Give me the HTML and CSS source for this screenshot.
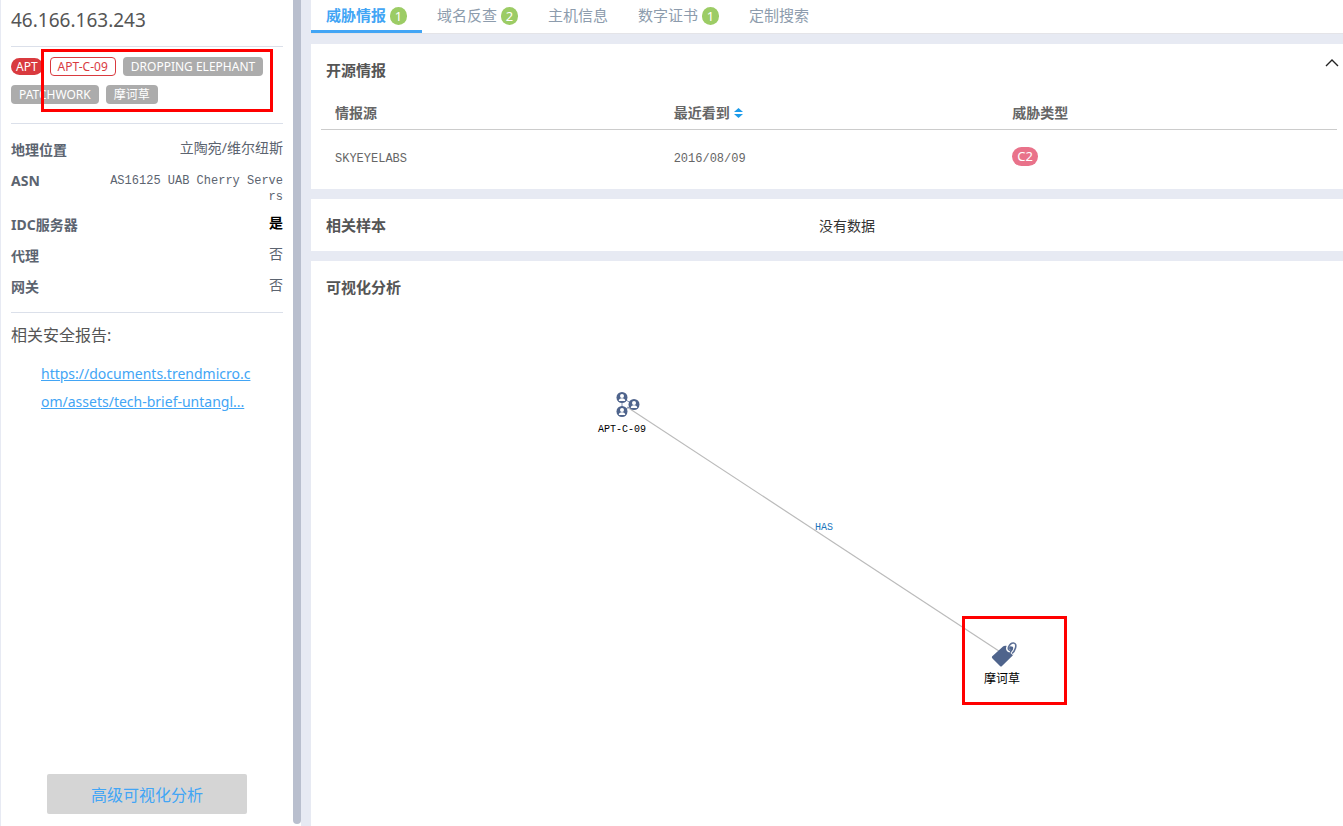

==

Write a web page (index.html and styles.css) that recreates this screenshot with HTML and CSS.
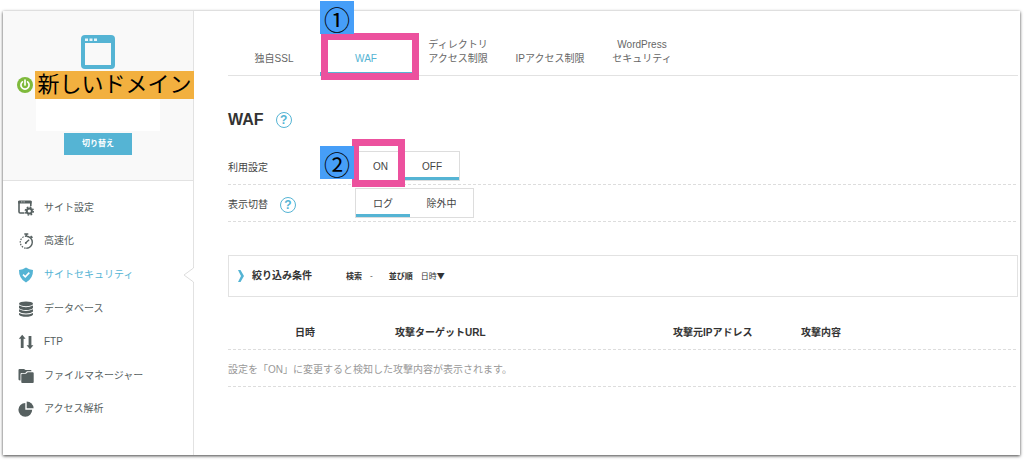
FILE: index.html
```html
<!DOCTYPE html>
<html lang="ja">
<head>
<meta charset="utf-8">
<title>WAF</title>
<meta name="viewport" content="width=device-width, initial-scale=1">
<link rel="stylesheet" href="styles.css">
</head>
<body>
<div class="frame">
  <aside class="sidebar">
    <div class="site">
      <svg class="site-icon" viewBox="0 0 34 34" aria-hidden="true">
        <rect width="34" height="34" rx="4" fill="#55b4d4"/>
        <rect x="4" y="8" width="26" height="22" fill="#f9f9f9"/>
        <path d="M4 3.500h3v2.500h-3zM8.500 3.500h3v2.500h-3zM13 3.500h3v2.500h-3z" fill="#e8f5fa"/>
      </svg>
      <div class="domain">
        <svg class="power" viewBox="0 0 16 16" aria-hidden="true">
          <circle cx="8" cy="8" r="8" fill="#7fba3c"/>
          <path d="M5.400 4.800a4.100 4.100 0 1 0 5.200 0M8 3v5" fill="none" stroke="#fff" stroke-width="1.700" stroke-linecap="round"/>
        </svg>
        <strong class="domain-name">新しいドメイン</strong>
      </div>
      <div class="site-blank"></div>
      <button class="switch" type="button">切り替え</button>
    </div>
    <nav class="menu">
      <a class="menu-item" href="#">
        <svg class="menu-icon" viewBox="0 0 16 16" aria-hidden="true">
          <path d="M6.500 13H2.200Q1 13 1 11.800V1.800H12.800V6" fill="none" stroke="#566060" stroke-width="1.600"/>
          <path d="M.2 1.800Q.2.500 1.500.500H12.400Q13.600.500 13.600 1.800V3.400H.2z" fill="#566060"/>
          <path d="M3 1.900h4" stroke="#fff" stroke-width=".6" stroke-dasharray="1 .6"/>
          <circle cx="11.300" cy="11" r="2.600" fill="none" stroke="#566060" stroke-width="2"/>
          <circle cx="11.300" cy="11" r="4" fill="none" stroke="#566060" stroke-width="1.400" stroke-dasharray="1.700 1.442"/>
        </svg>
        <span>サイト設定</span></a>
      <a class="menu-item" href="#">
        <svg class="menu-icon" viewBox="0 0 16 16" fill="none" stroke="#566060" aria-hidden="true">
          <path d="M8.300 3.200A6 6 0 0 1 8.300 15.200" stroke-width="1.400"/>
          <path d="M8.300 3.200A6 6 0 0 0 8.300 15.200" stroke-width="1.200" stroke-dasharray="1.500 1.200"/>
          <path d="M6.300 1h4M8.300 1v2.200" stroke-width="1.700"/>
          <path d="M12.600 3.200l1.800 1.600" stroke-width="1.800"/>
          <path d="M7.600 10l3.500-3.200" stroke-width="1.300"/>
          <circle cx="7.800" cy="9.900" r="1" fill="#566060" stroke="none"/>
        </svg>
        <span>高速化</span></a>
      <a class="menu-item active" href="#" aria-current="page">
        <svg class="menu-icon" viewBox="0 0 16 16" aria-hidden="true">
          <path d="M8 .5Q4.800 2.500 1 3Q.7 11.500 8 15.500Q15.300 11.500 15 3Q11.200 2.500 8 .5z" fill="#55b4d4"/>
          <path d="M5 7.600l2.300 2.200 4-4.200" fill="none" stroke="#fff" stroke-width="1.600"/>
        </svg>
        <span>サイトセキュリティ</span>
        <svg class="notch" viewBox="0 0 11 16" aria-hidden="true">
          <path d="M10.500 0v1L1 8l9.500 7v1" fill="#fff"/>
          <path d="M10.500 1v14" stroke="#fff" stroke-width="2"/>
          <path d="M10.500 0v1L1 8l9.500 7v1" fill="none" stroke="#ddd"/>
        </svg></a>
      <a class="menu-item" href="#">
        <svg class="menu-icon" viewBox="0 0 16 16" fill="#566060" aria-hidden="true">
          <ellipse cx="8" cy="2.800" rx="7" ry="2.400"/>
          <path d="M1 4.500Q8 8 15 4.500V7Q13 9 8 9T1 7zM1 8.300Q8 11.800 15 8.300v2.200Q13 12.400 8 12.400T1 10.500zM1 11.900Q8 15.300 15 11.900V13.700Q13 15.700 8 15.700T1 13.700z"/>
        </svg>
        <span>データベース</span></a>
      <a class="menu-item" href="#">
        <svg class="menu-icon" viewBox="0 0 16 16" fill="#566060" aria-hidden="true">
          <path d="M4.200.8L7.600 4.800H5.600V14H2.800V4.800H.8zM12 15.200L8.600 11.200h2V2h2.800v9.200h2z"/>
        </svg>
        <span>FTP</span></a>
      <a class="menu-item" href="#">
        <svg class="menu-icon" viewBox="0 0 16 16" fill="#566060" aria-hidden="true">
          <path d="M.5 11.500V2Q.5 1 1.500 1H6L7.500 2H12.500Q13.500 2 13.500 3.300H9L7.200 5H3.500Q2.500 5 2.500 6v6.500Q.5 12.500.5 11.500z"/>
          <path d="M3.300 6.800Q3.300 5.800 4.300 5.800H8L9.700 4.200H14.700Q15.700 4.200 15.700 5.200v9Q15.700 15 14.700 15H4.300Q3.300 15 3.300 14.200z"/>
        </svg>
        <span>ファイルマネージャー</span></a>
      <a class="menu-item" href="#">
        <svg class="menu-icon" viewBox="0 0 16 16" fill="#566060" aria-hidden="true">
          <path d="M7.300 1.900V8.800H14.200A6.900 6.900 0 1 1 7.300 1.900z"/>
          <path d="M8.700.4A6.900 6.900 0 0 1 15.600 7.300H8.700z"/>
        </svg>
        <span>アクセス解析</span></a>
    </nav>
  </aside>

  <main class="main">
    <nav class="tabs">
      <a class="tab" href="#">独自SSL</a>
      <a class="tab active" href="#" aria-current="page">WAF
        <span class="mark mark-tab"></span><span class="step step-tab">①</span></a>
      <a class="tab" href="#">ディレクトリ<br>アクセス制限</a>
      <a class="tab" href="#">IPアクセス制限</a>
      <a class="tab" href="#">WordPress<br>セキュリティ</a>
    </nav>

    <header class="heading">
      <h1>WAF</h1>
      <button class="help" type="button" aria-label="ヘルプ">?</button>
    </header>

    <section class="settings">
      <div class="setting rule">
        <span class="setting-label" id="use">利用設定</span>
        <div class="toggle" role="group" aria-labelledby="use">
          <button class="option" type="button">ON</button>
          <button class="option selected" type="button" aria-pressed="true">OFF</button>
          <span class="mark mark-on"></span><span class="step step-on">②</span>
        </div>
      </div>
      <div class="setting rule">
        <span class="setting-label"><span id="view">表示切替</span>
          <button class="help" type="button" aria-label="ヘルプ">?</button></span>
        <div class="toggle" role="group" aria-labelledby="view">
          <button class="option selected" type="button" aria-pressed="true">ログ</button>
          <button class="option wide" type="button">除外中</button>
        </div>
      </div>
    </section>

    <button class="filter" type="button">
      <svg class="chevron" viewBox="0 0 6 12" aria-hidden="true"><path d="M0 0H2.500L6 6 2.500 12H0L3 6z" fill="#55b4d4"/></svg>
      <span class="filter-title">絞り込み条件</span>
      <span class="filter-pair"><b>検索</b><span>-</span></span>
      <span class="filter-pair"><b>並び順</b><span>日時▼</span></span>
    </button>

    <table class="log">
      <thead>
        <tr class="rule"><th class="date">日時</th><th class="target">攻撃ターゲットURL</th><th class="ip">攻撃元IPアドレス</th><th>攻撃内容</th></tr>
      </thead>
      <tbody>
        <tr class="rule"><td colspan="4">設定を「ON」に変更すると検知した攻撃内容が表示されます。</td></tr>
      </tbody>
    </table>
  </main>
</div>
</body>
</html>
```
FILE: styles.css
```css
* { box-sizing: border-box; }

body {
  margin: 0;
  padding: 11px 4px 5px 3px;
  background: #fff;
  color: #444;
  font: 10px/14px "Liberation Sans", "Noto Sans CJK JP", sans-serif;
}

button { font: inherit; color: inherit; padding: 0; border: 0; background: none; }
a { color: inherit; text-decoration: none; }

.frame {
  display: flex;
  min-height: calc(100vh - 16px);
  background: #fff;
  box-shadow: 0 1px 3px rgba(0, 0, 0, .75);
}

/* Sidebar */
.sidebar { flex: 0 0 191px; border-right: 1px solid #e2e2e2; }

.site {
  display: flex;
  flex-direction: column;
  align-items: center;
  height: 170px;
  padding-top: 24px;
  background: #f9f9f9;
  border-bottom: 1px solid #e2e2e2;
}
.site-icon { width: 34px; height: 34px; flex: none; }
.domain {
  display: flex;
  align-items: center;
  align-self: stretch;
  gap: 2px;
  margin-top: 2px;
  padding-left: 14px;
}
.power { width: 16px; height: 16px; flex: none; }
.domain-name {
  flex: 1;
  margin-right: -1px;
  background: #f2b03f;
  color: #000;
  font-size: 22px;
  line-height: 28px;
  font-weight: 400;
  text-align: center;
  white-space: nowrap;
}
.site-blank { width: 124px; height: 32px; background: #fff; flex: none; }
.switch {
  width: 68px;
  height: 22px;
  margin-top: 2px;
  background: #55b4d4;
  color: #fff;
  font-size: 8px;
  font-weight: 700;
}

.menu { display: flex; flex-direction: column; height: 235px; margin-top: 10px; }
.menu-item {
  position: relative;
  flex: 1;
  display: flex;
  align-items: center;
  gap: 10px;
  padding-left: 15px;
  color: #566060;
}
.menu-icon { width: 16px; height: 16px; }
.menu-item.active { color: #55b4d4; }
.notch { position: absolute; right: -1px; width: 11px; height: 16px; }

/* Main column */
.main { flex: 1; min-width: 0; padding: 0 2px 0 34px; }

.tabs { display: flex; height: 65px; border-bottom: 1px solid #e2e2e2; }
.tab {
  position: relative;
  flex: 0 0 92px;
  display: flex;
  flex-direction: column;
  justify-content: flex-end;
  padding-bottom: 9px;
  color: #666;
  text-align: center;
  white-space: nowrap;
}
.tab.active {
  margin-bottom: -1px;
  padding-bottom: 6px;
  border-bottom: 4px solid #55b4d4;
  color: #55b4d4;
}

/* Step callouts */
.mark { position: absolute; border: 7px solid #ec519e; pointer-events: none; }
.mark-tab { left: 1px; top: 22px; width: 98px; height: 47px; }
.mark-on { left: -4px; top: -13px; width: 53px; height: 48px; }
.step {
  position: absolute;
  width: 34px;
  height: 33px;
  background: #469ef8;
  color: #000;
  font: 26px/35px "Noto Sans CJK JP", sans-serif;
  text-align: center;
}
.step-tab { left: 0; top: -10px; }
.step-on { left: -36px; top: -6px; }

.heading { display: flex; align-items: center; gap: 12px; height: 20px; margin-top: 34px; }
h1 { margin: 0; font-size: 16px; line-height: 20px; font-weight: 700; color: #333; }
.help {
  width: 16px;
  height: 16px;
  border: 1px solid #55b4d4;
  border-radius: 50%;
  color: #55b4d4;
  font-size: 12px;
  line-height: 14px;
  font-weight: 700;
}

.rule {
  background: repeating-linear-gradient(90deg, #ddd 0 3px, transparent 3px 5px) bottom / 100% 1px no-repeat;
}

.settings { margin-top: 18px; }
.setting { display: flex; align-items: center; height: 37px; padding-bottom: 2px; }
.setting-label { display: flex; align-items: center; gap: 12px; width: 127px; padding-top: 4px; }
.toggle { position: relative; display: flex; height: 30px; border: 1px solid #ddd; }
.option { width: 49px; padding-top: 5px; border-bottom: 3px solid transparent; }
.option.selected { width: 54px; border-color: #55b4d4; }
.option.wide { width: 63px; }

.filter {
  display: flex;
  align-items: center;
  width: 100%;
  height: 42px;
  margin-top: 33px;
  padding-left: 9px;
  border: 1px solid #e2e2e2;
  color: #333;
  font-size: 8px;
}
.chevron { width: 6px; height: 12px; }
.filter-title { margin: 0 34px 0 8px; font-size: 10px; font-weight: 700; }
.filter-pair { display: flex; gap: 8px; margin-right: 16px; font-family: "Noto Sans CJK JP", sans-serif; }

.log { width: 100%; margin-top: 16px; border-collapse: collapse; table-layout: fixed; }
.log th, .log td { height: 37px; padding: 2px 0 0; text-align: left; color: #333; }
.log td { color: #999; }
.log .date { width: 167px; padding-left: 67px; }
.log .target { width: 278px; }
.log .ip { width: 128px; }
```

= GIVEN REQUEST =
Go through the listing above and list every line that has the word "styles".

= RESPONSE TO THE EXERCISE =
Write a web page (index.html and styles.css) that recreates this screenshot with HTML and CSS.
<link rel="stylesheet" href="styles.css">
FILE: styles.css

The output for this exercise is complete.